After 1844 the stability rested on the centralised decision making of
the ‘lender of last resort’.
In the pursuit of efficiency, banks, both retail and commercial, have
replaced personal relationships with clients by automated systems in
the loan approval process. A retail bank will employ dozens of models
to convert data on a customer into a loan decision (only a dozen or
so models are used in commercial lending). This has seen the
emergence of the ‘credit risk modelling’ profession that
develops, maintains and interprets the algorithms.

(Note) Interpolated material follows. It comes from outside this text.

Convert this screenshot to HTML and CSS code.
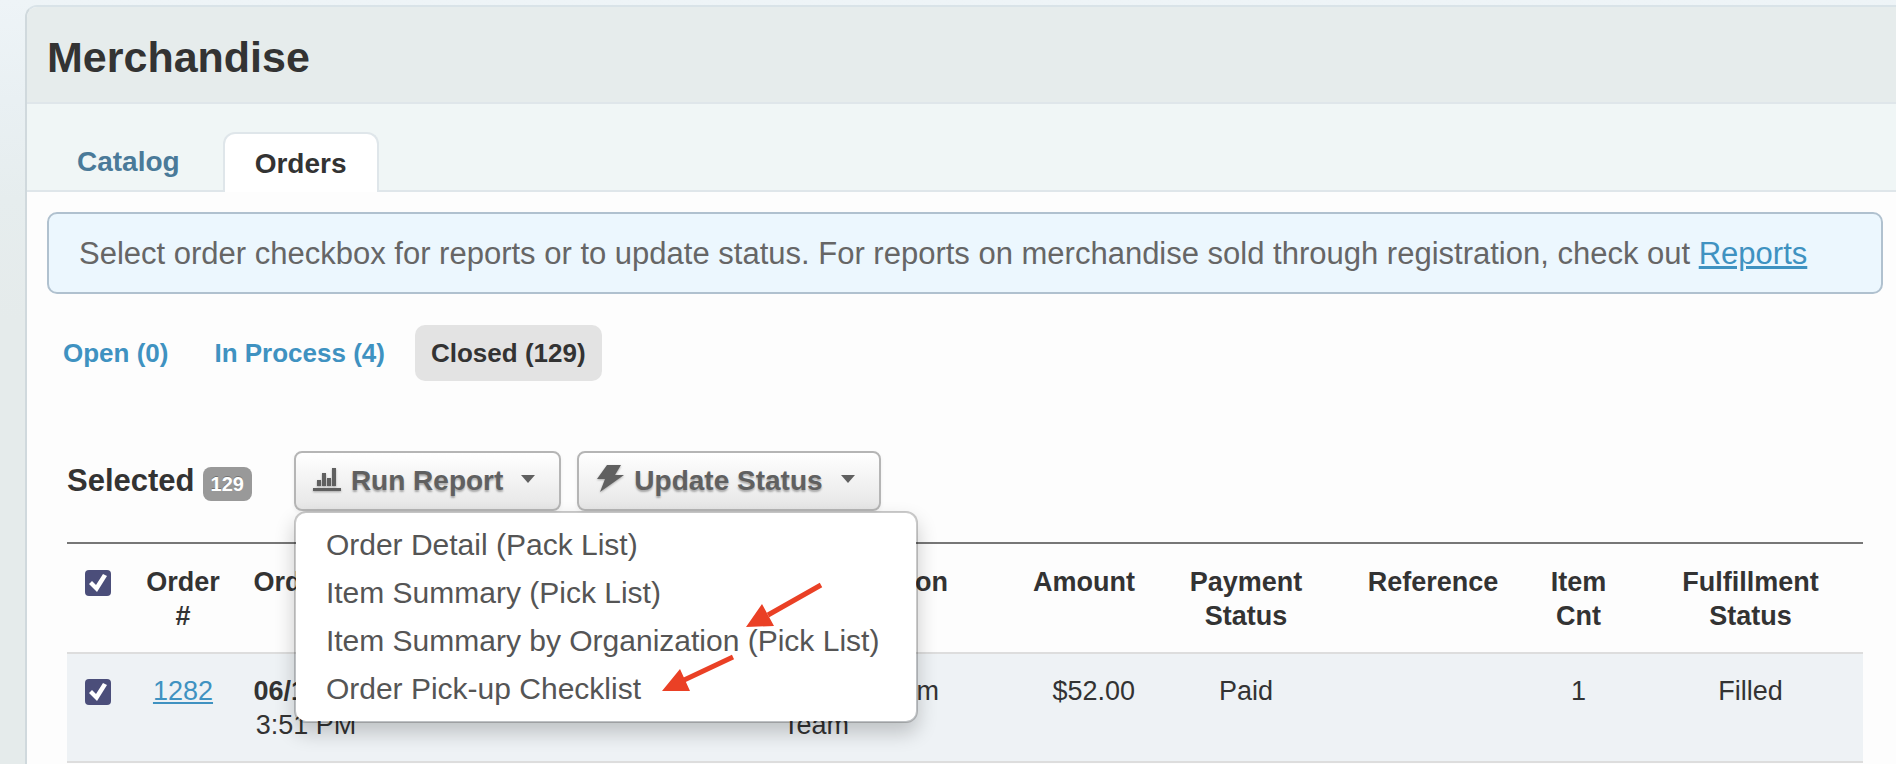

While many models appear to use the same data to make similar
decisions they often deliver contradictory results. Lending managers,
confronted with a diversity of results, tend to focus on a single
model to deliver ‘objective truth’ without investigating why
others deliver different answers. Founded on algorithms, the process
cannot be sincere (it can be objective/reciprocal) and as a
consequence the borrower and lender are alienated. The bank’s task
is to optimise the ‘harvesting’ of loans and is devoid of
charity.
Financial institutions understand that using data from social media,
‘Big Data’, will enhance the algorithms, but are prevented from
doing so by European Union and U.S. legislation. However, ‘the gods
punish us by giving what we pray for’ and, in the event that such
data could be used it is difficult to see how existing banks would
survive in competition with social media platforms that started to
offer loans. This suggests that the survival of existing retail banks
does not depend on their ability to implement new technologies, but
their ability to communicate meaningfully with their clients1.
This account leaves open the problem facing contemporary finance: how
to support a financial culture that nurtures trust in a pluralistic
society, not centred on Quaker doctrine?
Notes
1
Banks
cannot employ ‘machine learning’ because they need to justify
their lending decisions.
Because
a machine learning algorithm evolves independent of human
interaction, it cannot provide a
justification.
References
Cookson, G. (2003). Quaker families and business
networks in Nineteenth-Century Darlington. Quaker
Studies, 8(2):119‒140.
Prior, A. and Kirby, M. (2006). The
Society of Friends and business culture, 1700-1830. In Jeremy, D., editor Religion, Business and Wealth in Modern Britain,
pages 115‒136. Routledge.
Roberts, H. (2003). Friends in business:
Researching the history of Quaker involvement in industry and
commerce. Quaker
Studies, 8(2):172‒193.
Seppänen, R., Blomqvist, K., and Sundqvist, S.
(2007). Measuring inter-organizational trust: a critical review of
the empirical research in 1990‒2003. Industrial
Marketing Management,
36(2):249 ‒ 265.
Walvin, J. (1998). The
Quakers: Money and Morals. John Murray.